» Given request
Copy all lines below exactly as written. Leave pictures out.

-------- Dataset excerpt --------

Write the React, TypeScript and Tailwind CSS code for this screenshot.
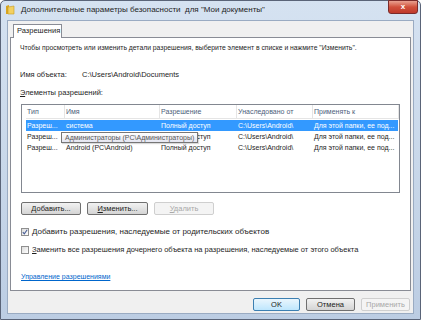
import React from 'react';

const cols = [
  { label: 'Тип', w: 'w-[39px]' },
  { label: 'Имя', w: 'w-[95px]' },
  { label: 'Разрешение', w: 'w-[77px]' },
  { label: 'Унаследовано от', w: 'w-[76px]' },
  { label: 'Применять к', w: 'flex-1' },
];

const rows = [
  ['Разреш...', 'система', 'Полный доступ', 'C:\\Users\\Android\\', 'Для этой папки, ее под...'],
  ['Разреш...', 'Администраторы (PC\\Администраторы)', 'Полный доступ', 'C:\\Users\\Android\\', 'Для этой папки, ее под...'],
  ['Разреш...', 'Android (PC\\Android)', 'Полный доступ', 'C:\\Users\\Android\\', 'Для этой папки, ее под...'],
];

function FolderIcon() {
  return (
    <svg width="10" height="11" viewBox="0 0 10 11">
      <path d="M1 2 L4 1 L4 10 L1 10 Z" fill="#d9a520" />
      <path d="M3 3 L9 2 L9 10 L3 10 Z" fill="#f3d060" stroke="#c79a20" strokeWidth="0.6" />
    </svg>
  );
}

function Btn({ children, disabled, focused, w }: { children: React.ReactNode; disabled?: boolean; focused?: boolean; w: string }) {
  return (
    <div
      className={`${w} h-[13px] flex items-center justify-center rounded-[2px] border text-[7.5px] ${
        disabled
          ? 'border-[#cfcfcf] bg-[#f4f4f4] text-[#a8a8a8]'
          : focused
          ? 'border-[#3c7fb1] bg-gradient-to-b from-[#eaf6fd] to-[#bee6fd] text-[#222]'
          : 'border-[#707070] bg-gradient-to-b from-[#f2f2f2] to-[#d4d4d4] text-[#222]'
      }`}
    >
      {children}
    </div>
  );
}

export default function App() {
  return (
    <div className="w-[424px] h-[336px] bg-white overflow-hidden" style={{ fontFamily: '"Liberation Sans", Arial, sans-serif' }}>
      <div className="w-[421px] h-[320px] rounded-t-[5px] border border-[#5a6478] bg-gradient-to-b from-[#d5e2f1] via-[#c9d8ea] to-[#bccde3] flex flex-col">
        {/* title bar */}
        <div className="h-[19px] flex items-start shrink-0">
          <div className="ml-[4px] mt-[3px]">
            <FolderIcon />
          </div>
          <div className="ml-[6px] mt-[3px] text-[8px] leading-[12px] text-[#1e1e1e] whitespace-nowrap">
            Дополнительные параметры безопасности&nbsp; для "Мои документы"
          </div>
          <div className="ml-auto mr-[2px] -mt-px w-[30px] h-[14px] rounded-b-[3px] border border-[#7a2a2a] bg-gradient-to-b from-[#e8a090] via-[#d0503c] to-[#c0392b] flex items-center justify-center text-white text-[8px] font-bold leading-none">
            x
          </div>
        </div>

        {/* client area */}
        <div className="flex-1 mx-[6px] mb-[5px] bg-[#f0f0f0] border border-[#9aabc2] flex flex-col px-[2px]">
          {/* tab */}
          <div className="ml-[3px] mt-[3px] w-[49px] h-[14px] border border-b-0 border-[#898c95] bg-white text-[7.5px] leading-[12px] pl-[3px] text-[#1e1e1e] relative z-10 -mb-px">
            Разрешения
          </div>
          <div className="h-[254px] border border-[#898c95] bg-white px-[9px] flex flex-col text-[7.5px] text-[#1e1e1e]">
            <div className="mt-[4px] leading-[12px] whitespace-nowrap text-[6.8px]">
              Чтобы просмотреть или изменить детали разрешения, выберите элемент в списке и нажмите "Изменить".
            </div>
            <div className="mt-[15px] leading-[12px] flex whitespace-nowrap">
              <span className="w-[62px]">Имя объекта:</span>
              <span>C:\Users\Android\Documents</span>
            </div>
            <div className="mt-[6px] leading-[12px]">
              <span className="underline">Э</span>лементы разрешений:
            </div>
            {/* list */}
            <div className="mt-[5px] ml-px mr-px h-[89px] border border-[#828790] bg-white flex flex-col pl-[4px] relative text-[7px]">
              <div className="h-[14px] flex border-b border-[#e5e5e5] text-[#4c607a]">
                {cols.map((c, i) => (
                  <div key={i} className={`${c.w} pl-px leading-[14px] border-r border-[#e5e5e5] whitespace-nowrap`}>
                    {c.label}
                  </div>
                ))}
              </div>
              <div className="mt-px flex flex-col">
                {rows.map((r, ri) => (
                  <div key={ri} className={`h-[11px] flex leading-[11px] mr-[1px] ${ri === 0 ? 'bg-[#3399ff] text-white' : ''}`}>
                    {r.map((v, ci) => (
                      <div key={ci} className={`${cols[ci].w} pl-px whitespace-nowrap overflow-hidden`}>
                        {ri === 1 && ci === 1 ? '' : v}
                      </div>
                    ))}
                  </div>
                ))}
              </div>
              {/* tooltip */}
              <div className="absolute left-[39px] top-[27px] h-[11px] px-[3px] border border-[#767676] bg-gradient-to-b from-white to-[#e4e5f0] text-[#575757] leading-[9px] whitespace-nowrap shadow-[1px_1px_1px_rgba(0,0,0,0.15)]">
                Администраторы (PC\Администраторы)
              </div>
            </div>
            {/* buttons */}
            <div className="mt-[9px] ml-[1px] flex gap-[6px]">
              <Btn w="w-[60px]">
                <span><span className="underline">Д</span>обавить...</span>
              </Btn>
              <Btn w="w-[61px]">
                <span><span className="underline">И</span>зменить...</span>
              </Btn>
              <Btn w="w-[60px]" disabled>
                <span><span className="underline">У</span>далить</span>
              </Btn>
            </div>
            {/* checkboxes */}
            <div className="mt-[11px] ml-[1px] flex items-center gap-[3px] leading-[12px] whitespace-nowrap">
              <div className="w-[8px] h-[8px] border border-[#8f8f8f] bg-gradient-to-br from-[#dcdcdc] to-white flex items-center justify-center">
                <svg width="6" height="6" viewBox="0 0 6 6">
                  <path d="M0.8 3.2 L2.3 4.8 L5.2 0.8" fill="none" stroke="#4a5f97" strokeWidth="1.1" />
                </svg>
              </div>
              <span className="text-[8px]">Добавить разрешения, наследуемые от родительских объектов</span>
            </div>
            <div className="mt-[6px] ml-[1px] flex items-center gap-[3px] leading-[12px] whitespace-nowrap">
              <div className="w-[8px] h-[8px] border border-[#8f8f8f] bg-gradient-to-br from-[#dcdcdc] to-white" />
              <span>
                <span className="underline">З</span>аменить все разрешения дочернего объекта на разрешения, наследуемые от этого объекта
              </span>
            </div>
            <div className="mt-[15px] ml-[1px] leading-[12px] text-[#0066cc] underline whitespace-nowrap text-[7px]">
              Управление разрешениями
            </div>
          </div>
          {/* bottom buttons */}
          <div className="mt-[7px] flex justify-end gap-[6px] mr-[1px]">
            <Btn w="w-[47px]" focused>
              OK
            </Btn>
            <Btn w="w-[49px]">Отмена</Btn>
            <Btn w="w-[49px]" disabled>
              Применить
            </Btn>
          </div>
        </div>
      </div>
    </div>
  );
}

--------

» Exercise solution
Write the React, TypeScript and Tailwind CSS code for this screenshot.
import React from 'react';

const cols = [
  { label: 'Тип', w: 'w-[39px]' },
  { label: 'Имя', w: 'w-[95px]' },
  { label: 'Разрешение', w: 'w-[77px]' },
  { label: 'Унаследовано от', w: 'w-[76px]' },
  { label: 'Применять к', w: 'flex-1' },
];

const rows = [
  ['Разреш...', 'система', 'Полный доступ', 'C:\\Users\\Android\\', 'Для этой папки, ее под...'],
  ['Разреш...', 'Администраторы (PC\\Администраторы)', 'Полный доступ', 'C:\\Users\\Android\\', 'Для этой папки, ее под...'],
  ['Разреш...', 'Android (PC\\Android)', 'Полный доступ', 'C:\\Users\\Android\\', 'Для этой папки, ее под...'],
];

function FolderIcon() {
  return (
    <svg width="10" height="11" viewBox="0 0 10 11">
      <path d="M1 2 L4 1 L4 10 L1 10 Z" fill="#d9a520" />
      <path d="M3 3 L9 2 L9 10 L3 10 Z" fill="#f3d060" stroke="#c79a20" strokeWidth="0.6" />
    </svg>
  );
}

function Btn({ children, disabled, focused, w }: { children: React.ReactNode; disabled?: boolean; focused?: boolean; w: string }) {
  return (
    <div
      className={`${w} h-[13px] flex items-center justify-center rounded-[2px] border text-[7.5px] ${
        disabled
          ? 'border-[#cfcfcf] bg-[#f4f4f4] text-[#a8a8a8]'
          : focused
          ? 'border-[#3c7fb1] bg-gradient-to-b from-[#eaf6fd] to-[#bee6fd] text-[#222]'
          : 'border-[#707070] bg-gradient-to-b from-[#f2f2f2] to-[#d4d4d4] text-[#222]'
      }`}
    >
      {children}
    </div>
  );
}

export default function App() {
  return (
    <div className="w-[424px] h-[336px] bg-white overflow-hidden" style={{ fontFamily: '"Liberation Sans", Arial, sans-serif' }}>
      <div className="w-[421px] h-[320px] rounded-t-[5px] border border-[#5a6478] bg-gradient-to-b from-[#d5e2f1] via-[#c9d8ea] to-[#bccde3] flex flex-col">
        {/* title bar */}
        <div className="h-[19px] flex items-start shrink-0">
          <div className="ml-[4px] mt-[3px]">
            <FolderIcon />
          </div>
          <div className="ml-[6px] mt-[3px] text-[8px] leading-[12px] text-[#1e1e1e] whitespace-nowrap">
            Дополнительные параметры безопасности&nbsp; для "Мои документы"
          </div>
          <div className="ml-auto mr-[2px] -mt-px w-[30px] h-[14px] rounded-b-[3px] border border-[#7a2a2a] bg-gradient-to-b from-[#e8a090] via-[#d0503c] to-[#c0392b] flex items-center justify-center text-white text-[8px] font-bold leading-none">
            x
          </div>
        </div>

        {/* client area */}
        <div className="flex-1 mx-[6px] mb-[5px] bg-[#f0f0f0] border border-[#9aabc2] flex flex-col px-[2px]">
          {/* tab */}
          <div className="ml-[3px] mt-[3px] w-[49px] h-[14px] border border-b-0 border-[#898c95] bg-white text-[7.5px] leading-[12px] pl-[3px] text-[#1e1e1e] relative z-10 -mb-px">
            Разрешения
          </div>
          <div className="h-[254px] border border-[#898c95] bg-white px-[9px] flex flex-col text-[7.5px] text-[#1e1e1e]">
            <div className="mt-[4px] leading-[12px] whitespace-nowrap text-[6.8px]">
              Чтобы просмотреть или изменить детали разрешения, выберите элемент в списке и нажмите "Изменить".
            </div>
            <div className="mt-[15px] leading-[12px] flex whitespace-nowrap">
              <span className="w-[62px]">Имя объекта:</span>
              <span>C:\Users\Android\Documents</span>
            </div>
            <div className="mt-[6px] leading-[12px]">
              <span className="underline">Э</span>лементы разрешений:
            </div>
            {/* list */}
            <div className="mt-[5px] ml-px mr-px h-[89px] border border-[#828790] bg-white flex flex-col pl-[4px] relative text-[7px]">
              <div className="h-[14px] flex border-b border-[#e5e5e5] text-[#4c607a]">
                {cols.map((c, i) => (
                  <div key={i} className={`${c.w} pl-px leading-[14px] border-r border-[#e5e5e5] whitespace-nowrap`}>
                    {c.label}
                  </div>
                ))}
              </div>
              <div className="mt-px flex flex-col">
                {rows.map((r, ri) => (
                  <div key={ri} className={`h-[11px] flex leading-[11px] mr-[1px] ${ri === 0 ? 'bg-[#3399ff] text-white' : ''}`}>
                    {r.map((v, ci) => (
                      <div key={ci} className={`${cols[ci].w} pl-px whitespace-nowrap overflow-hidden`}>
                        {ri === 1 && ci === 1 ? '' : v}
                      </div>
                    ))}
                  </div>
                ))}
              </div>
              {/* tooltip */}
              <div className="absolute left-[39px] top-[27px] h-[11px] px-[3px] border border-[#767676] bg-gradient-to-b from-white to-[#e4e5f0] text-[#575757] leading-[9px] whitespace-nowrap shadow-[1px_1px_1px_rgba(0,0,0,0.15)]">
                Администраторы (PC\Администраторы)
              </div>
            </div>
            {/* buttons */}
            <div className="mt-[9px] ml-[1px] flex gap-[6px]">
              <Btn w="w-[60px]">
                <span><span className="underline">Д</span>обавить...</span>
              </Btn>
              <Btn w="w-[61px]">
                <span><span className="underline">И</span>зменить...</span>
              </Btn>
              <Btn w="w-[60px]" disabled>
                <span><span className="underline">У</span>далить</span>
              </Btn>
            </div>
            {/* checkboxes */}
            <div className="mt-[11px] ml-[1px] flex items-center gap-[3px] leading-[12px] whitespace-nowrap">
              <div className="w-[8px] h-[8px] border border-[#8f8f8f] bg-gradient-to-br from-[#dcdcdc] to-white flex items-center justify-center">
                <svg width="6" height="6" viewBox="0 0 6 6">
                  <path d="M0.8 3.2 L2.3 4.8 L5.2 0.8" fill="none" stroke="#4a5f97" strokeWidth="1.1" />
                </svg>
              </div>
              <span className="text-[8px]">Добавить разрешения, наследуемые от родительских объектов</span>
            </div>
            <div className="mt-[6px] ml-[1px] flex items-center gap-[3px] leading-[12px] whitespace-nowrap">
              <div className="w-[8px] h-[8px] border border-[#8f8f8f] bg-gradient-to-br from-[#dcdcdc] to-white" />
              <span>
                <span className="underline">З</span>аменить все разрешения дочернего объекта на разрешения, наследуемые от этого объекта
              </span>
            </div>
            <div className="mt-[15px] ml-[1px] leading-[12px] text-[#0066cc] underline whitespace-nowrap text-[7px]">
              Управление разрешениями
            </div>
          </div>
          {/* bottom buttons */}
          <div className="mt-[7px] flex justify-end gap-[6px] mr-[1px]">
            <Btn w="w-[47px]" focused>
              OK
            </Btn>
            <Btn w="w-[49px]">Отмена</Btn>
            <Btn w="w-[49px]" disabled>
              Применить
            </Btn>
          </div>
        </div>
      </div>
    </div>
  );
}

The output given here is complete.